Apache Druid (incubating) generally works well with any event-oriented, clickstream, timeseries, or telemetry data, especially streaming datasets from Apache Kafka. Druid provides exactly once consumption semantics from Apache Kafka and is commonly used as a sink for event-oriented Kafka topics.
Druid also works well for batch data sets. Organizations have deployed Druid to accelerate queries and power applications where the input data is one or more static files. Druid is a great fit if you are developing a user-facing application and you want your users to be able to self service their own questions.
Some common high level use cases of Druid include:
Create interactive dashboards with full drill down capabilities. Analyze performance of digital products, track mobile app usage, or monitor site reliability.
Find the root cause of issues. Troubleshoot netflow bottlenecks, analyze security threats, or diagnose software crashes.
Find common attributes among events. Identify shared components in defective products, or determine patterns in top performing products.
Improve product engagement. Optimize ad-spend in digital marketing campaigns or increase user engagement in online products.
Druid is often used for clickstreams, viewstreams, and activity streams. Specific use cases include measuring user engagement, tracking A/B test data for product releases, and understanding usage patterns.
Druid can compute user metrics such as distinct counts both exactly and approximately. This mean measures such as daily active users can be computed in under a second approximately (with 98% avg. accuracy) to view general trends, or computed exactly to present to key stakeholders. Furthermore, Druid can be used for funnel analysis, and to measure how many users took one action, but did not take another action. Such analysis is useful is tracking user signups for a product.
Druid’s search and filter capabilities enable rapid, easy drill-downs of users along any set of attributes. Measure and compare user activity by age, gender, location, and much more.

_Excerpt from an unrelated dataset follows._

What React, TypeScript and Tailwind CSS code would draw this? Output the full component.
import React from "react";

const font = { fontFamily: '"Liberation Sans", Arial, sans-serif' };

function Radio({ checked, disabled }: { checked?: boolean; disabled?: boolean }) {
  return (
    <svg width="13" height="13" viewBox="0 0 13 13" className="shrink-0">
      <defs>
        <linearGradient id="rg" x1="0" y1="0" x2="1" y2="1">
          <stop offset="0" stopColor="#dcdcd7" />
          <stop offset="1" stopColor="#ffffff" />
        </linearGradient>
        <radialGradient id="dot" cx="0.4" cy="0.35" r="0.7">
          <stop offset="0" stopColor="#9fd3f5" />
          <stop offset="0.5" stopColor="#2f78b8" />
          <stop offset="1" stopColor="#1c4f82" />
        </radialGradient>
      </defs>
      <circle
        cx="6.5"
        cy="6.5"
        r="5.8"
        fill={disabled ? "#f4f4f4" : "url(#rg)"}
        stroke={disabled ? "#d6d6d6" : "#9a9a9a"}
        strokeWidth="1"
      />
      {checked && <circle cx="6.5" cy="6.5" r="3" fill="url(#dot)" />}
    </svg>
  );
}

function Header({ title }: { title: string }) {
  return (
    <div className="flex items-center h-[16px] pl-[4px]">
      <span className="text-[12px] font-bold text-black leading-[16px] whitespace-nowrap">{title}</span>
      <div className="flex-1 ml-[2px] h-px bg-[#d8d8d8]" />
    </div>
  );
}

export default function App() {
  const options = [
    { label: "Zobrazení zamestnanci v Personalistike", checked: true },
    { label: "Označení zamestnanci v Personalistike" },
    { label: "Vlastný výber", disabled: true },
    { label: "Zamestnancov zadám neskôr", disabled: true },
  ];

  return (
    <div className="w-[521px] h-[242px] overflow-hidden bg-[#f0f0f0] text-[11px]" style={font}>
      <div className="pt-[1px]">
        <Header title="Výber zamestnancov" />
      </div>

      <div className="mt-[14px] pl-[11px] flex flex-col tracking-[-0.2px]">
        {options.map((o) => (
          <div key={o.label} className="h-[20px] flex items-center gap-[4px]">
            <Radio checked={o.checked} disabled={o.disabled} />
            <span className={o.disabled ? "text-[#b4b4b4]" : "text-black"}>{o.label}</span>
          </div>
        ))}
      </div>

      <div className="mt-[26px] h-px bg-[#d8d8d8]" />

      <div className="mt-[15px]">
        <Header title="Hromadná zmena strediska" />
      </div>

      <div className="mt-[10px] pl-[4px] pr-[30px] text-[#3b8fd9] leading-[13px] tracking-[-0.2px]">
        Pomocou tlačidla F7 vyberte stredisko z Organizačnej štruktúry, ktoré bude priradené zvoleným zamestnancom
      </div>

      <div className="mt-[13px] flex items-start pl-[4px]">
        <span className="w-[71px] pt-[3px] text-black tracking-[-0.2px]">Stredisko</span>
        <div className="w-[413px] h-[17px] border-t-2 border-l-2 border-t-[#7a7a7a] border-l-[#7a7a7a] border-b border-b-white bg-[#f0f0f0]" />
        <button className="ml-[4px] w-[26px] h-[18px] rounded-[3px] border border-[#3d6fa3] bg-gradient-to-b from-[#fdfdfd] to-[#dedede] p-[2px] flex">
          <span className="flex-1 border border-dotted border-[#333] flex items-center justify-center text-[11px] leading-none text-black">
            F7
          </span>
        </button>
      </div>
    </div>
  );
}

Druid is commonly used to collect and analyze network flows. Druid is used to arbitrarily slice and dice flow data along any set of attributes.
Druid helps with network flow analysis by being able to ingest large amounts of flow records, and by being able to group or rank across dozens of attributes at query time at interactive speeds. These attributes often include core attributes like IP and port, as well as attributes added through enhancement such as geolocation, service, application, facility, and ASN. Druid's ability to handle flexible schemas means that you can add any attributes you want.

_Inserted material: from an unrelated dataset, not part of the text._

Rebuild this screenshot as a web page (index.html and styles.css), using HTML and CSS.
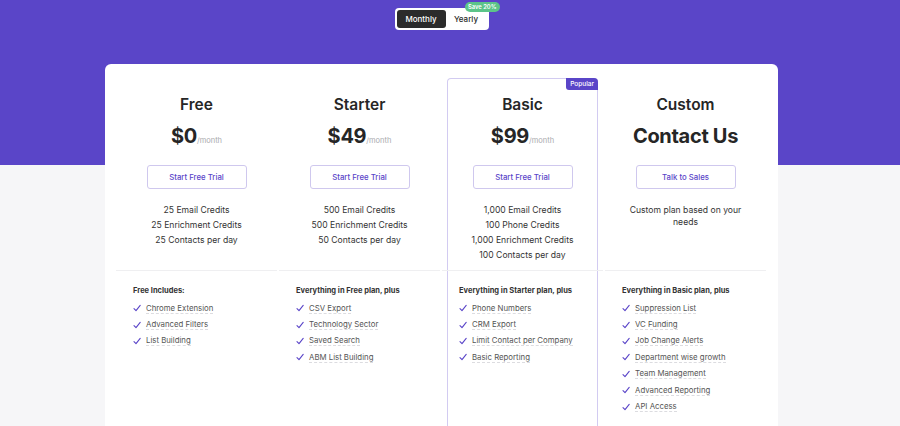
FILE: index.html
```html
<!DOCTYPE html>
<html lang="en">
<head>
<meta charset="utf-8">
<title>Pricing</title>
<link rel="stylesheet" href="styles.css">
</head>
<body>
<div class="page">
  <div class="toggle">
    <span class="opt active">Monthly</span>
    <span class="opt">Yearly</span>
    <span class="save">Save 20%</span>
  </div>

  <div class="card">
    <div class="plan">
      <div class="plan-top">
        <div class="name">Free</div>
        <div class="price">$0<span class="per">/month</span></div>
        <a class="btn">Start Free Trial</a>
        <ul class="credits">
          <li>25 Email Credits</li>
          <li>25 Enrichment Credits</li>
          <li>25 Contacts per day</li>
        </ul>
      </div>
      <div class="features">
        <div class="ftitle">Free Includes:</div>
        <ul class="flist">
          <li><svg class="chk" viewBox="0 0 8 8"><path d="M1 4.6 L3 6.6 L7.2 1.4"/></svg><span>Chrome Extension</span></li>
          <li><svg class="chk" viewBox="0 0 8 8"><path d="M1 4.6 L3 6.6 L7.2 1.4"/></svg><span>Advanced Filters</span></li>
          <li><svg class="chk" viewBox="0 0 8 8"><path d="M1 4.6 L3 6.6 L7.2 1.4"/></svg><span>List Building</span></li>
        </ul>
      </div>
    </div>

    <div class="plan">
      <div class="plan-top">
        <div class="name">Starter</div>
        <div class="price">$49<span class="per">/month</span></div>
        <a class="btn">Start Free Trial</a>
        <ul class="credits">
          <li>500 Email Credits</li>
          <li>500 Enrichment Credits</li>
          <li>50 Contacts per day</li>
        </ul>
      </div>
      <div class="features">
        <div class="ftitle">Everything in Free plan, plus</div>
        <ul class="flist">
          <li><svg class="chk" viewBox="0 0 8 8"><path d="M1 4.6 L3 6.6 L7.2 1.4"/></svg><span>CSV Export</span></li>
          <li><svg class="chk" viewBox="0 0 8 8"><path d="M1 4.6 L3 6.6 L7.2 1.4"/></svg><span>Technology Sector</span></li>
          <li><svg class="chk" viewBox="0 0 8 8"><path d="M1 4.6 L3 6.6 L7.2 1.4"/></svg><span>Saved Search</span></li>
          <li><svg class="chk" viewBox="0 0 8 8"><path d="M1 4.6 L3 6.6 L7.2 1.4"/></svg><span>ABM List Building</span></li>
        </ul>
      </div>
    </div>

    <div class="plan popular">
      <span class="badge">Popular</span>
      <div class="plan-top">
        <div class="name">Basic</div>
        <div class="price">$99<span class="per">/month</span></div>
        <a class="btn">Start Free Trial</a>
        <ul class="credits">
          <li>1,000 Email Credits</li>
          <li>100 Phone Credits</li>
          <li>1,000 Enrichment Credits</li>
          <li>100 Contacts per day</li>
        </ul>
      </div>
      <div class="features">
        <div class="ftitle">Everything in Starter plan, plus</div>
        <ul class="flist">
          <li><svg class="chk" viewBox="0 0 8 8"><path d="M1 4.6 L3 6.6 L7.2 1.4"/></svg><span>Phone Numbers</span></li>
          <li><svg class="chk" viewBox="0 0 8 8"><path d="M1 4.6 L3 6.6 L7.2 1.4"/></svg><span>CRM Export</span></li>
          <li><svg class="chk" viewBox="0 0 8 8"><path d="M1 4.6 L3 6.6 L7.2 1.4"/></svg><span>Limit Contact per Company</span></li>
          <li><svg class="chk" viewBox="0 0 8 8"><path d="M1 4.6 L3 6.6 L7.2 1.4"/></svg><span>Basic Reporting</span></li>
        </ul>
      </div>
    </div>

    <div class="plan">
      <div class="plan-top">
        <div class="name">Custom</div>
        <div class="price">Contact Us</div>
        <a class="btn">Talk to Sales</a>
        <p class="desc">Custom plan based on your needs</p>
      </div>
      <div class="features">
        <div class="ftitle">Everything in Basic plan, plus</div>
        <ul class="flist">
          <li><svg class="chk" viewBox="0 0 8 8"><path d="M1 4.6 L3 6.6 L7.2 1.4"/></svg><span>Suppression List</span></li>
          <li><svg class="chk" viewBox="0 0 8 8"><path d="M1 4.6 L3 6.6 L7.2 1.4"/></svg><span>VC Funding</span></li>
          <li><svg class="chk" viewBox="0 0 8 8"><path d="M1 4.6 L3 6.6 L7.2 1.4"/></svg><span>Job Change Alerts</span></li>
          <li><svg class="chk" viewBox="0 0 8 8"><path d="M1 4.6 L3 6.6 L7.2 1.4"/></svg><span>Department wise growth</span></li>
          <li><svg class="chk" viewBox="0 0 8 8"><path d="M1 4.6 L3 6.6 L7.2 1.4"/></svg><span>Team Management</span></li>
          <li><svg class="chk" viewBox="0 0 8 8"><path d="M1 4.6 L3 6.6 L7.2 1.4"/></svg><span>Advanced Reporting</span></li>
          <li><svg class="chk" viewBox="0 0 8 8"><path d="M1 4.6 L3 6.6 L7.2 1.4"/></svg><span>API Access</span></li>
        </ul>
      </div>
    </div>
  </div>
</div>
</body>
</html>
```

FILE: styles.css
```css
* { box-sizing: border-box; }

html, body {
  margin: 0;
  padding: 0;
  height: 426px;
  overflow: hidden;
}

body {
  font-family: Inter, "Liberation Sans", sans-serif;
  color: #2b2b2b;
  background: linear-gradient(#5a45c8 0, #5a45c8 165px, #f6f6f8 165px);
}

.page {
  width: 883px;
  height: 426px;
  overflow: hidden;
  display: flex;
  flex-direction: column;
  align-items: center;
  padding-top: 8px;
}

.toggle {
  position: relative;
  width: 94px;
  height: 22px;
  background: #fff;
  border-radius: 4px;
  padding: 2px;
  display: flex;
  align-items: center;
}

.opt {
  flex: 1;
  height: 18px;
  display: flex;
  align-items: center;
  justify-content: center;
  font-size: 8px;
  font-weight: 500;
  color: #2a2a2a;
}

.opt.active {
  flex: 0 0 49px;
  background: #2b2b2b;
  color: #fff;
  border-radius: 3px;
}

.save {
  position: absolute;
  top: -6px;
  right: -11px;
  height: 10px;
  padding: 0 3px;
  background: #5cc489;
  color: #fff;
  font-size: 5.8px;
  font-weight: 600;
  line-height: 10px;
  border-radius: 5px;
}

.card {
  margin-top: 34px;
  width: 673px;
  height: 362px;
  flex-shrink: 0;
  background: #fff;
  border-radius: 6px 6px 0 0;
  padding: 14px 16px 0;
  display: flex;
  gap: 12px;
}

.plan {
  position: relative;
  flex: 0 0 151px;
  border: 1px solid transparent;
  border-bottom: 0;
  border-radius: 4px 4px 0 0;
  display: flex;
  flex-direction: column;
}

.plan.popular {
  border-color: #d2cbf1;
}

.badge {
  position: absolute;
  top: -1px;
  right: -1px;
  height: 12px;
  padding: 0 4px;
  background: #5a45c8;
  color: #fff;
  font-size: 6.5px;
  font-weight: 500;
  line-height: 12px;
  border-radius: 0 4px 0 3px;
}

.plan-top {
  height: 192px;
  margin: 0 -6px;
  border-bottom: 1px solid #efeff1;
  display: flex;
  flex-direction: column;
  align-items: center;
  padding-top: 16px;
}

.name {
  font-size: 15.5px;
  font-weight: 600;
  line-height: 20px;
  color: #262626;
}

.price {
  margin-top: 7px;
  height: 28px;
  font-size: 20px;
  font-weight: 700;
  line-height: 28px;
  color: #262626;
  letter-spacing: -0.3px;
}

.per {
  font-size: 7.5px;
  font-weight: 400;
  line-height: 1;
  color: #a9a9ad;
  letter-spacing: 0;
}

.btn {
  margin-top: 15px;
  width: 100px;
  height: 24px;
  flex-shrink: 0;
  border: 1px solid #cfc8ee;
  border-radius: 3px;
  display: flex;
  align-items: center;
  justify-content: center;
  font-size: 7.8px;
  font-weight: 500;
  color: #5a45c8;
}

.credits {
  list-style: none;
  margin: 14px 0 0;
  padding: 0;
  text-align: center;
  font-size: 8.6px;
  line-height: 15px;
  color: #333;
}

.desc {
  margin: 15px 0 0;
  width: 130px;
  text-align: center;
  font-size: 8.6px;
  line-height: 12px;
  color: #333;
}

.features {
  padding: 14px 0 0 11px;
}

.ftitle {
  font-size: 7.5px;
  font-weight: 700;
  line-height: 12px;
  color: #333;
}

.flist {
  list-style: none;
  margin: 3px 0 0;
  padding: 0;
}

.flist li {
  height: 16.4px;
  display: flex;
  align-items: center;
  gap: 5px;
  font-size: 7.8px;
  color: #555;
}

.flist span {
  line-height: 10px;
  border-bottom: 1px dashed #dcdce0;
}

.chk {
  width: 8px;
  height: 8px;
  fill: none;
  stroke: #5a45c8;
  stroke-width: 1.1;
  stroke-linecap: round;
  stroke-linejoin: round;
}
```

Druid is commonly used to store and query online advertising data. This data typically comes from ad servers and is critical to measure and understand advertising campaign performance, click through rates, conversion rates (attrition rates), and much more.
Druid was initially designed to power a user-facing analytics application for digital advertising data. Druid has seen substantial production use for this type of data and the largest users in the world have petabytes of data stored on thousands of servers.
Druid can be used to compute impressions, clicks, eCPM, and key conversion metrics, filtered on publisher, campaign, user information, and dozens of other dimensions supporting full slice and dice capability.
Druid is often used to track the operational data generated by applications. Similar to the user activity use case, this data can be about how users are interacting with an application or it can be the metrics emitted by the application itself. Druid can be used to drill into how different components of an application are performing, identify bottlenecks, and troubleshoot issues.
Unlike many traditional solutions, there are few limits to the volume, complexity, and throughput of the data. Rapidly analyze application events with thousands of attributes, and compute complex metrics on load, performance, and usage. For example, rank API endpoints based on 95th percentile query latency, and slice and dice how these metrics change based on any ad-hoc set of attributes such as time of day, user demographic, or datacenter location.
Druid can be used as a time series solution for server and device metrics. Ingest machine generated data in real-time, and perform rapid ad-hoc analytics to measure performance, optimize hardware resources, or identify issues.
Unlike many traditional timeseries databases, Druid is an analytics engine at heart. Druid combines ideas of timeseries databases, column-oriented analytic databases, and search systems. Druid supports time-based partitioning, column-oriented storage, and search indexes in a single system. This means time-based queries, numerical aggregations, and search and filter queries are all extremely fast.
You can include millions of unique dimension values with your metrics, and arbitrarily group and filter on any combination of dimensions (dimensions in Druid are similar to tags in TSDBs). You can group and rank on tags, and compute a variety of complex metrics. Furthermore, you search and filter on tag values orders of magnitude faster than in traditional timeseries databases.
Druid is commonly used for BI use cases. Organizations have deployed Druid to accelerate queries and power applications. Unlike SQL-on-Hadoop engines such as Presto or Hive, Druid is designed for high concurrency and sub-second queries, powering interactive data exploration through a UI. In general this makes Druid a better fit for truly interactive visual analytics.
Druid is a great fit if you need a user-facing application and you want your users to be able to run their own self service drill-down queries. You can either develop your own application using Druid's API or use one of the many off the shelf applications that work with Druid.